> **EXERCISE REQUIREMENTS**: Using the records below, locate all lines containing "styled" and return them.

> **INPUT DATA**:
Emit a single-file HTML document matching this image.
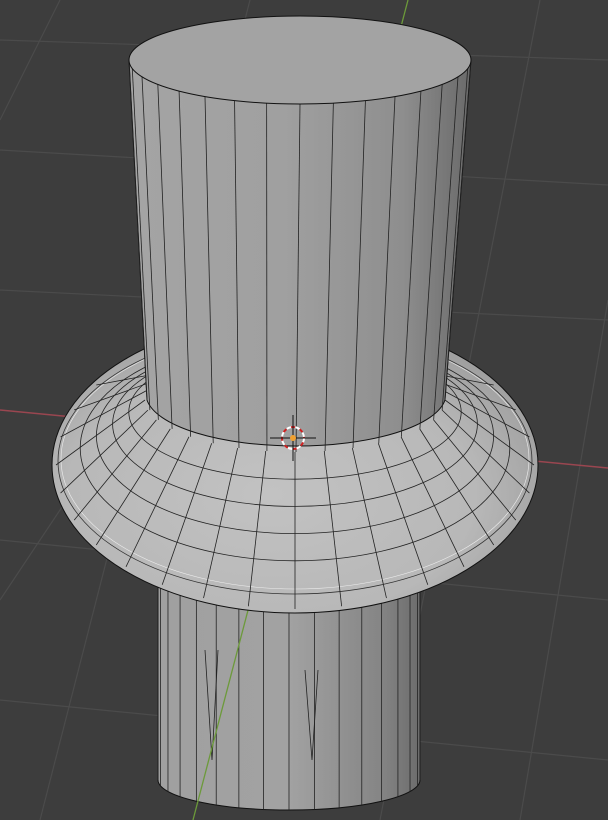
<!DOCTYPE html>
<html><head><meta charset="utf-8"><style>
html,body{margin:0;padding:0;background:#3d3d3d;width:608px;height:820px;overflow:hidden}
svg{display:block}
</style></head><body>
<svg id="s" width="608" height="820" viewBox="0 0 608 820" xmlns="http://www.w3.org/2000/svg">
<defs>
<linearGradient id="cyl" x1="0" x2="1" y1="0" y2="0">
<stop offset="0" stop-color="#a4a4a4"/><stop offset="0.45" stop-color="#a0a0a0"/><stop offset="0.8" stop-color="#8e8e8e"/><stop offset="1" stop-color="#6a6a6a"/>
</linearGradient>
<linearGradient id="cyl2" x1="0" x2="1">
<stop offset="0" stop-color="#a0a0a0"/><stop offset="0.5" stop-color="#a2a2a2"/><stop offset="0.85" stop-color="#858585"/><stop offset="1" stop-color="#6c6c6c"/>
</linearGradient>
<radialGradient id="fl" cx="0.45" cy="0.6" r="0.6">
<stop offset="0" stop-color="#c2c2c2"/><stop offset="0.7" stop-color="#b8b8b8"/><stop offset="1" stop-color="#a0a0a0"/>
</radialGradient>
</defs>
<rect width="608" height="820" fill="#3d3d3d"/>
<g id="grid" stroke="#4b4b4b" stroke-width="1.2" fill="none"></g>
<line x1="0" y1="410" x2="608" y2="468" stroke="#9a4650" stroke-width="1.5"/>
<g id="lower"></g>
<line x1="408" y1="0" x2="193" y2="820" stroke="#6c9a3a" stroke-width="1.3"/>
<g id="flange"></g>
<g id="upper"></g>
<g>
<circle cx="293" cy="438" r="11" fill="none" stroke="#fff" stroke-width="2" stroke-dasharray="5 4"/>
<circle cx="293" cy="438" r="11" fill="none" stroke="#d02020" stroke-width="2" stroke-dasharray="4 5" stroke-dashoffset="4.5"/>
<line x1="270" y1="438" x2="316" y2="438" stroke="#111" stroke-width="1"/>
<line x1="293" y1="415" x2="293" y2="461" stroke="#111" stroke-width="1"/>
<circle cx="293" cy="438" r="3" fill="#f0a030"/>
</g>
</svg>
<script>
var NS="http://www.w3.org/2000/svg";
function el(p,t,a){var e=document.createElementNS(NS,t);for(var k in a)e.setAttribute(k,a[k]);document.getElementById(p).appendChild(e);return e;}
var gl=[[0,150,608,185],[0,40,608,60],[0,290,608,320],[0,540,608,600],[0,700,608,760],[60,0,0,120],[250,0,40,820],[540,0,380,820],[608,300,520,820],[0,600,120,420]];
gl.forEach(function(l){el("grid","line",{x1:l[0],y1:l[1],x2:l[2],y2:l[3]});});
var N=32;
el("lower","path",{d:"M158,560 L420,560 L420,780 A131,30 0 0 1 158,780 Z",fill:"url(#cyl2)",stroke:"#111","stroke-width":1});
for(var i=0;i<=N/2;i++){var th=Math.PI*i/(N/2);var x=289-131*Math.cos(th);var y=780+30*Math.sin(th);el("lower","line",{x1:x,y1:560,x2:x,y2:y,stroke:"#222","stroke-width":0.8});}
el("lower","path",{d:"M205,650 L212,760 L218,650 M305,670 L312,760 L318,670",stroke:"#222","stroke-width":0.8,fill:"none"});
var cx=295,cy=465,rx=243,ry=148;var icx=295,icy=400,irx=150,iry=52;
el("flange","ellipse",{cx:cx,cy:cy,rx:rx,ry:ry,fill:"url(#fl)",stroke:"#111","stroke-width":1});
el("flange","ellipse",{cx:cx,cy:cy-4,rx:rx-6,ry:ry-15,fill:"none",stroke:"#333","stroke-width":0.8});
el("flange","ellipse",{cx:cx,cy:cy-6,rx:rx-9,ry:ry-18,fill:"none",stroke:"#eee","stroke-width":0.6});
var R=5;
for(var r=1;r<R;r++){var rr=r/R;
var ex=irx+(rx-12-irx)*rr, ey=iry+(ry-20-iry)*rr, ecy=icy+(cy-5-icy)*rr;
el("flange","ellipse",{cx:cx,cy:ecy,rx:ex,ry:ey,fill:"none",stroke:"#222","stroke-width":0.8});}
for(var i=-3;i<=N/2+3;i++){var th=Math.PI*i/(N/2);
var x1=icx-irx*Math.cos(th),y1=icy+iry*Math.sin(th),x2=cx-(rx-4)*Math.cos(th),y2=cy+(ry-4)*Math.sin(th);
el("flange","line",{x1:x1,y1:y1,x2:x2,y2:y2,stroke:"#222","stroke-width":0.8});}
var ucx=300,ucy=60,urx=171,ury=44;
el("upper","path",{d:"M129,60 L147,400 A150,52 0 0 0 445,400 L471,60 Z",fill:"url(#cyl)",stroke:"#111","stroke-width":1});
for(var i=0;i<=N/2;i++){var th=Math.PI*i/(N/2);var c=Math.cos(th),s=Math.sin(th);
var x1=ucx-urx*c,y1=ucy+ury*s,x2=296-149*c,y2=400+52*s;
el("upper","line",{x1:x1,y1:y1,x2:x2,y2:y2,stroke:"#222","stroke-width":0.8});}
el("upper","ellipse",{cx:ucx,cy:ucy,rx:urx,ry:ury,fill:"#a3a3a3",stroke:"#111","stroke-width":1});
</script>
</body></html>
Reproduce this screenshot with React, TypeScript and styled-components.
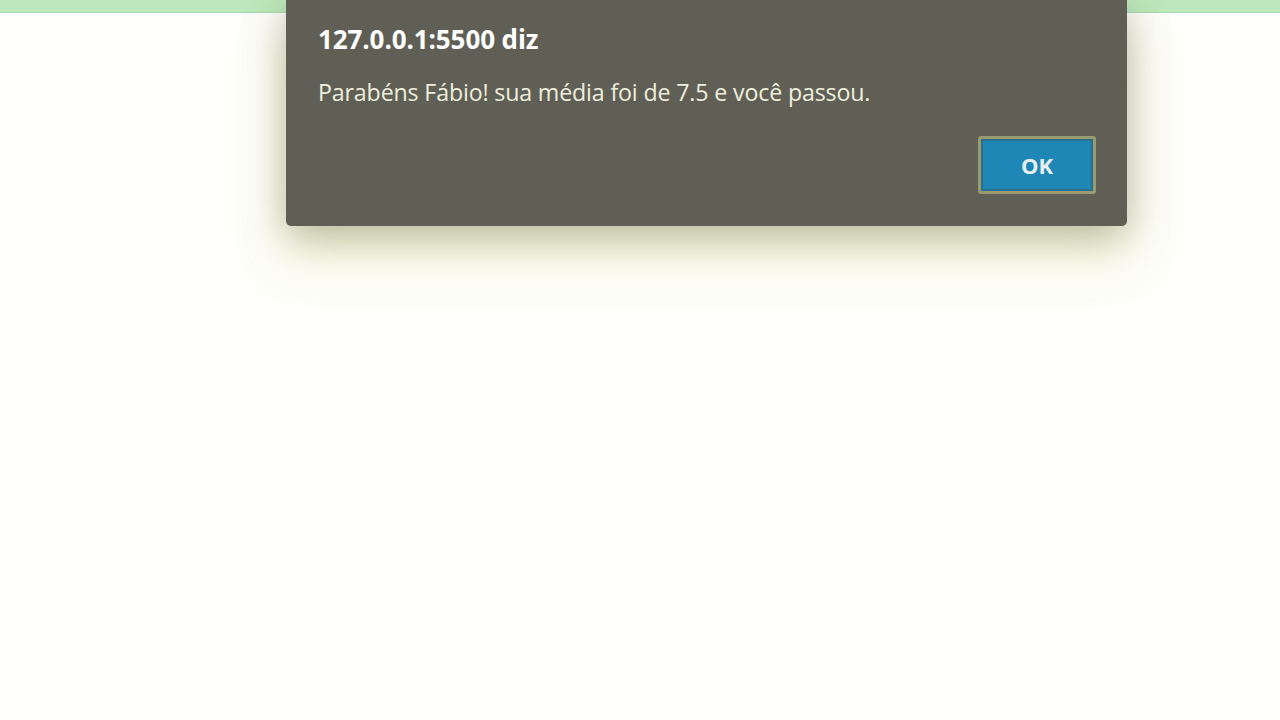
import React from "react";
import styled, { createGlobalStyle } from "styled-components";

const Global = createGlobalStyle`
  html, body { margin: 0; padding: 0; }
  body { background: #fefefa; font-family: "Noto Sans", "Open Sans", sans-serif; }
`;

const Page = styled.div`
  width: 1280px;
  height: 720px;
  position: relative;
  overflow: hidden;
  background: #fefefa;
`;

const TopStrip = styled.div`
  height: 12px;
  background: #bde8bd;
  border-bottom: 1px solid #a8d8b8;
`;

const Dialog = styled.div`
  position: absolute;
  left: 286px;
  top: 0;
  width: 841px;
  height: 226px;
  box-sizing: border-box;
  background: #5f5f56;
  border-radius: 0 0 5px 5px;
  box-shadow: 0 10px 40px rgba(60, 60, 40, 0.35), 0 30px 50px rgba(220, 220, 100, 0.25);
  padding: 21px 31px 0 32px;
  display: flex;
  flex-direction: column;
`;

const Title = styled.div`
  font-family: "Open Sans", "Noto Sans", sans-serif;
  font-weight: 700;
  font-size: 26px;
  line-height: 36px;
  letter-spacing: -0.1px;
  color: #ffffff;
`;

const Message = styled.div`
  margin-top: 19px;
  font-family: "Open Sans", "Noto Sans", sans-serif;
  font-size: 23.2px;
  line-height: 32px;
  letter-spacing: -0.15px;
  color: #eeeedd;
`;

const Actions = styled.div`
  display: flex;
  justify-content: flex-end;
  margin-top: 28px;
`;

const OkButton = styled.button`
  width: 118px;
  height: 58px;
  box-sizing: border-box;
  border: 3px solid #9a9a70;
  border-radius: 3px;
  background: #1f87b5;
  box-shadow: inset 0 0 0 2px #2a6f8c;
  color: #e8f0f0;
  font-family: "Open Sans", "Noto Sans", sans-serif;
  font-weight: 700;
  font-size: 22px;
  cursor: pointer;
`;

export default function App() {
  return (
    <Page>
      <Global />
      <TopStrip />
      <Dialog>
        <Title>127.0.0.1:5500 diz</Title>
        <Message>Parabéns Fábio! sua média foi de 7.5 e você passou.</Message>
        <Actions>
          <OkButton>OK</OkButton>
        </Actions>
      </Dialog>
    </Page>
  );
}
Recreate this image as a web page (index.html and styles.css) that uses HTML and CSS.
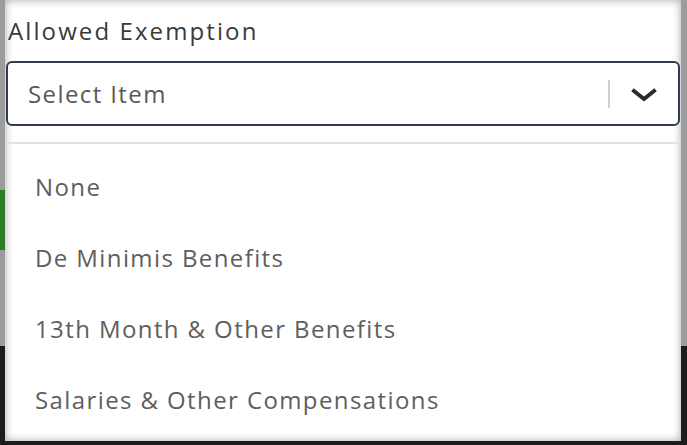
FILE: index.html
```html
<!DOCTYPE html>
<html lang="en">
<head>
<meta charset="utf-8">
<title>Allowed Exemption</title>
<link rel="stylesheet" href="styles.css">
</head>
<body>
<div class="panel">
  <label class="field-label">Allowed Exemption</label>
  <div class="select">
    <span class="select-value">Select Item</span>
    <span class="select-sep"></span>
    <svg class="chevron" width="28" height="16" viewBox="0 0 28 16" aria-hidden="true">
      <path d="M4 4 L14 12 L24 4" fill="none" stroke="#2b2b2b" stroke-width="4" stroke-linecap="square"/>
    </svg>
  </div>
  <ul class="menu">
    <li class="menu-item">None</li>
    <li class="menu-item">De Minimis Benefits</li>
    <li class="menu-item">13th Month &amp; Other Benefits</li>
    <li class="menu-item">Salaries &amp; Other Compensations</li>
  </ul>
</div>
</body>
</html>
```
FILE: styles.css
```css
html, body {
  margin: 0;
  padding: 0;
  width: 687px;
  height: 445px;
  overflow: hidden;
}
body {
  font-family: "Open Sans", Lato, sans-serif;
  font-size: 24px;
  letter-spacing: 1.4px;
  background:
    linear-gradient(#2d7b22, #2d7b22) 0 190px / 6px 60px no-repeat,
    linear-gradient(to bottom, #9c9c9c 0, #9c9c9c 346px, #1d1d1d 346px) 0 0 / 100% 100% no-repeat;
}
.panel {
  margin: 0 6px 0 5px;
  height: 441px;
  background: #fff;
  box-shadow: inset 0 0 8px rgba(0, 0, 0, 0.35);
  box-sizing: border-box;
  padding-top: 18px;
}
.field-label {
  display: block;
  margin-left: 3px;
  line-height: 26px;
  color: #3a3a3a;
  letter-spacing: 2.1px;
}
.select {
  margin-top: 17px;
  margin-left: 1px;
  width: 674px;
  height: 65px;
  box-sizing: border-box;
  border: 2px solid #2f3b50;
  border-radius: 6px;
  background: #fff;
  display: flex;
  align-items: center;
  padding-left: 20px;
}
.select-value {
  flex: 1;
  color: #595959;
}
.select-sep {
  width: 2px;
  height: 28px;
  background: #cfcfcf;
}
.chevron {
  margin: 2px 20px 0 20px;
}
.menu {
  list-style: none;
  margin: 16px 2px 0 3px;
  padding: 7px 0 0;
  border-top: 2px solid #e2e2e2;
}
.menu-item {
  height: 71px;
  display: flex;
  align-items: center;
  padding-left: 27px;
  color: #5e5e5e;
}
```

> **SOLUTION TO THIS PROBLEM**:
Reproduce this screenshot with React, TypeScript and styled-components.
import styled, { createGlobalStyle } from "styled-components";
const Page = styled.div`
const TopStrip = styled.div`
const Dialog = styled.div`
const Title = styled.div`
const Message = styled.div`
const Actions = styled.div`
const OkButton = styled.button`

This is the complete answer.